▸ TASK TO COMPLETE:
Locate the lines where "React" occurs and copy them as they stand.
▽
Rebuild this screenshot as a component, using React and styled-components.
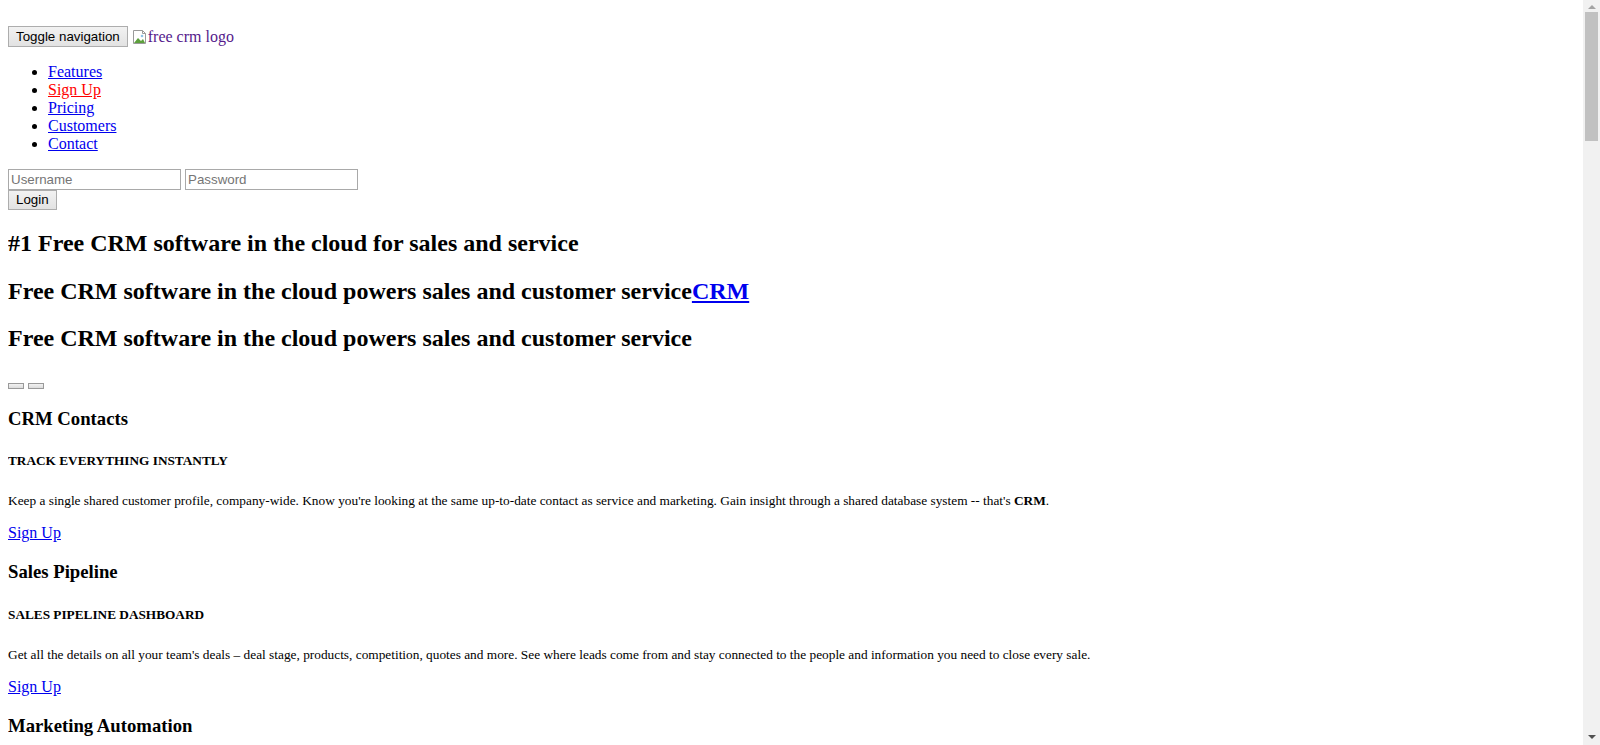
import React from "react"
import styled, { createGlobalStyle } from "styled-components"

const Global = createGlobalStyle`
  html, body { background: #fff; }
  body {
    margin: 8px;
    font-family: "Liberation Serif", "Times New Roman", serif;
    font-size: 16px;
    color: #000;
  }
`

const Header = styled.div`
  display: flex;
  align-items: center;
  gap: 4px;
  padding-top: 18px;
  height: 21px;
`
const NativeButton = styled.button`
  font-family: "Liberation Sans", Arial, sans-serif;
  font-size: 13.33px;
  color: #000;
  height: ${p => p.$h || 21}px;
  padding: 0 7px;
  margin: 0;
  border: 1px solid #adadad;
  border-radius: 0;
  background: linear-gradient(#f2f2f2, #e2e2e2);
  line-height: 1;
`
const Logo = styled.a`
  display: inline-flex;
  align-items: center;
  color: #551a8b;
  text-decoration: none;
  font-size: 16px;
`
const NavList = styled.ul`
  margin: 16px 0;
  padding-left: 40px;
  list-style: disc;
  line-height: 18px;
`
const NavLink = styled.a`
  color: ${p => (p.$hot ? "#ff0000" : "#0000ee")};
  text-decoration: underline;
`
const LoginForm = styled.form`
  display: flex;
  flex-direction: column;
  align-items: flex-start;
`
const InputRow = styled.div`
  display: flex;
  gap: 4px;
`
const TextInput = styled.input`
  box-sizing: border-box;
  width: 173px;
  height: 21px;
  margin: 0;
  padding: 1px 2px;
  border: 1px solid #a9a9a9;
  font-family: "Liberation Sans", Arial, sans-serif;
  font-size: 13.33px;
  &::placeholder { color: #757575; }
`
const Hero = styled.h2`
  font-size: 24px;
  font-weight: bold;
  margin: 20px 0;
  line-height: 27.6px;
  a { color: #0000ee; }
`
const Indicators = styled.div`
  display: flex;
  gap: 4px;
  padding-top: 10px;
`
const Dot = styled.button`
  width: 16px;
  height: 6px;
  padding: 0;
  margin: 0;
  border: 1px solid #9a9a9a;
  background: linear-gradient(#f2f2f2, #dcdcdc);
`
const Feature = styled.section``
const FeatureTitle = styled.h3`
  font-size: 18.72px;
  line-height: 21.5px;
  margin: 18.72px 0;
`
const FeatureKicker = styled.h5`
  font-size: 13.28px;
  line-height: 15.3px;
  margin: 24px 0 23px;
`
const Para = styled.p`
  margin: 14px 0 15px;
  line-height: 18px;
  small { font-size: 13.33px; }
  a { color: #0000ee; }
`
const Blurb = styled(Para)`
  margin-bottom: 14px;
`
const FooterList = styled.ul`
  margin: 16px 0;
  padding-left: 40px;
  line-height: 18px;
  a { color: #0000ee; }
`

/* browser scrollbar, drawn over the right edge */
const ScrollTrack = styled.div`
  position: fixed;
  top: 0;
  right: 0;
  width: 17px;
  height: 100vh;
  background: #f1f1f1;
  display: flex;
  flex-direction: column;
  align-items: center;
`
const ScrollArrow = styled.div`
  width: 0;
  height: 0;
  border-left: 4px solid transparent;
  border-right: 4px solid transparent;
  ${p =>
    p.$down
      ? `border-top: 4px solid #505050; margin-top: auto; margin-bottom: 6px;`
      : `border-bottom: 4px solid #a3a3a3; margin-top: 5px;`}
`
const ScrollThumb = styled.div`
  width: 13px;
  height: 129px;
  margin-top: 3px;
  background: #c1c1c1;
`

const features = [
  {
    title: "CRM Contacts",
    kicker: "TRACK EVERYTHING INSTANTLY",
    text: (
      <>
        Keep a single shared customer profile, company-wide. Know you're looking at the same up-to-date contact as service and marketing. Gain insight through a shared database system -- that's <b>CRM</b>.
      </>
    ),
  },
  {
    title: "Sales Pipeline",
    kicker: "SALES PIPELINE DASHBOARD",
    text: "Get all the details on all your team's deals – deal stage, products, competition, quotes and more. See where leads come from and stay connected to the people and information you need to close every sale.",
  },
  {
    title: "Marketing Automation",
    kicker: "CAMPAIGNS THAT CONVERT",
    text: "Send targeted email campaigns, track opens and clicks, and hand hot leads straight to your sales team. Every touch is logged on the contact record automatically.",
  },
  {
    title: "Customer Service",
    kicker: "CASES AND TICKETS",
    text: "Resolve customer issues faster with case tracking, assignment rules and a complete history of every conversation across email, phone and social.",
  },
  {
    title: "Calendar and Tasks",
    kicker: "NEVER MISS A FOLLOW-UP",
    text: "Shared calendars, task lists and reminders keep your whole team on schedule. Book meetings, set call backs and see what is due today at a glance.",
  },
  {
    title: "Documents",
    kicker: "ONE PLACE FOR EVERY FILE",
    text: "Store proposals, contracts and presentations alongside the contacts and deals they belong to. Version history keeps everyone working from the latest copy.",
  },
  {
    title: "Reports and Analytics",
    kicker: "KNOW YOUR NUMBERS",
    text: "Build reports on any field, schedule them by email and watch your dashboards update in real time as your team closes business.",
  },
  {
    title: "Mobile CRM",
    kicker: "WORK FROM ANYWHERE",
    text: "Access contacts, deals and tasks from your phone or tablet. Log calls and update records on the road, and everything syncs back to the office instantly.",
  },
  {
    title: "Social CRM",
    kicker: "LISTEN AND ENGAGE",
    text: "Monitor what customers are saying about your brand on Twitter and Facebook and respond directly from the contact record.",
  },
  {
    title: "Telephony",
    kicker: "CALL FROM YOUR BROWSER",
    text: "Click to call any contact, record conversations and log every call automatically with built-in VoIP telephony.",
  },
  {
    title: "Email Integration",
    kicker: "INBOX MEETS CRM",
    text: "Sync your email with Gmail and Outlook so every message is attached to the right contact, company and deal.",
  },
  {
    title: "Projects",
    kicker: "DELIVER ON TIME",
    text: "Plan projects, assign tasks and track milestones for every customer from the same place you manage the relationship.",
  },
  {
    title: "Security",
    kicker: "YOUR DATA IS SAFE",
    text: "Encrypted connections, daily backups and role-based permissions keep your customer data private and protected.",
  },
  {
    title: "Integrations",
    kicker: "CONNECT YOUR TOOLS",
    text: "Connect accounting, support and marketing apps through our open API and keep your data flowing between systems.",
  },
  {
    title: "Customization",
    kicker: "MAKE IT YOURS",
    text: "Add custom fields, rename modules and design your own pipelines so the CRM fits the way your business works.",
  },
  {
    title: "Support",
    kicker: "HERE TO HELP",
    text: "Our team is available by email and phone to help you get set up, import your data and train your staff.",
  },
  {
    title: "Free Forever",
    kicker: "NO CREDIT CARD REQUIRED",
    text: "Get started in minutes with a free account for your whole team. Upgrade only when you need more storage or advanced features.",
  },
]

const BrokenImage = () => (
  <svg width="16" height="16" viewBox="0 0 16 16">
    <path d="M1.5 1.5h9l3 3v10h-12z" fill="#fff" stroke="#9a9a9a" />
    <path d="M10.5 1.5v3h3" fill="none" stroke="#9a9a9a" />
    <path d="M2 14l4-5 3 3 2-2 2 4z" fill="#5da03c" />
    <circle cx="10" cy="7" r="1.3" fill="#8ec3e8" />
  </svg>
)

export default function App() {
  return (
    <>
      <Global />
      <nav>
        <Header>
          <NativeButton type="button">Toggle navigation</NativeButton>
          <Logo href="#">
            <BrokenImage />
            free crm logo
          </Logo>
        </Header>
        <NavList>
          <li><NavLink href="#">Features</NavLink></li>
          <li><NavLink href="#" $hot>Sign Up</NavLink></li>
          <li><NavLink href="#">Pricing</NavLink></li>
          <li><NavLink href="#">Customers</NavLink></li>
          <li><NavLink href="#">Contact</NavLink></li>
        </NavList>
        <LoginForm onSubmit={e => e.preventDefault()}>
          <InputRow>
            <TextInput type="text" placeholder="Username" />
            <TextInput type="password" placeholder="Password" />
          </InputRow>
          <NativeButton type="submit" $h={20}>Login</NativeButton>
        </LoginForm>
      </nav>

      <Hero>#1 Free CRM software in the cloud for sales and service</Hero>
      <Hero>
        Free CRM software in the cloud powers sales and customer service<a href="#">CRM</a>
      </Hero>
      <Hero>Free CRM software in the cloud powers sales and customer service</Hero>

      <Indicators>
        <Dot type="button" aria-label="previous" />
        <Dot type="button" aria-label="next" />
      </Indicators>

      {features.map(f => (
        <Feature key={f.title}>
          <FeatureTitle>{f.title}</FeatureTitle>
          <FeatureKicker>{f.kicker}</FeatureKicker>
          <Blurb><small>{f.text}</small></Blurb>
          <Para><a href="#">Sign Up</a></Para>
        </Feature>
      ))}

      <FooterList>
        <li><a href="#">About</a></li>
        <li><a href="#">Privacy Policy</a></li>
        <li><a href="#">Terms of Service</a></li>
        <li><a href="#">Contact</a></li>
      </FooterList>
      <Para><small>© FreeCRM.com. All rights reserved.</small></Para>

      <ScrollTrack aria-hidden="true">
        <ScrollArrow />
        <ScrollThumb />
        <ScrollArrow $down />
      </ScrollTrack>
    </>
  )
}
△
▸ RESULT FOR THIS TASK:
Rebuild this screenshot as a component, using React and styled-components.
import React from "react"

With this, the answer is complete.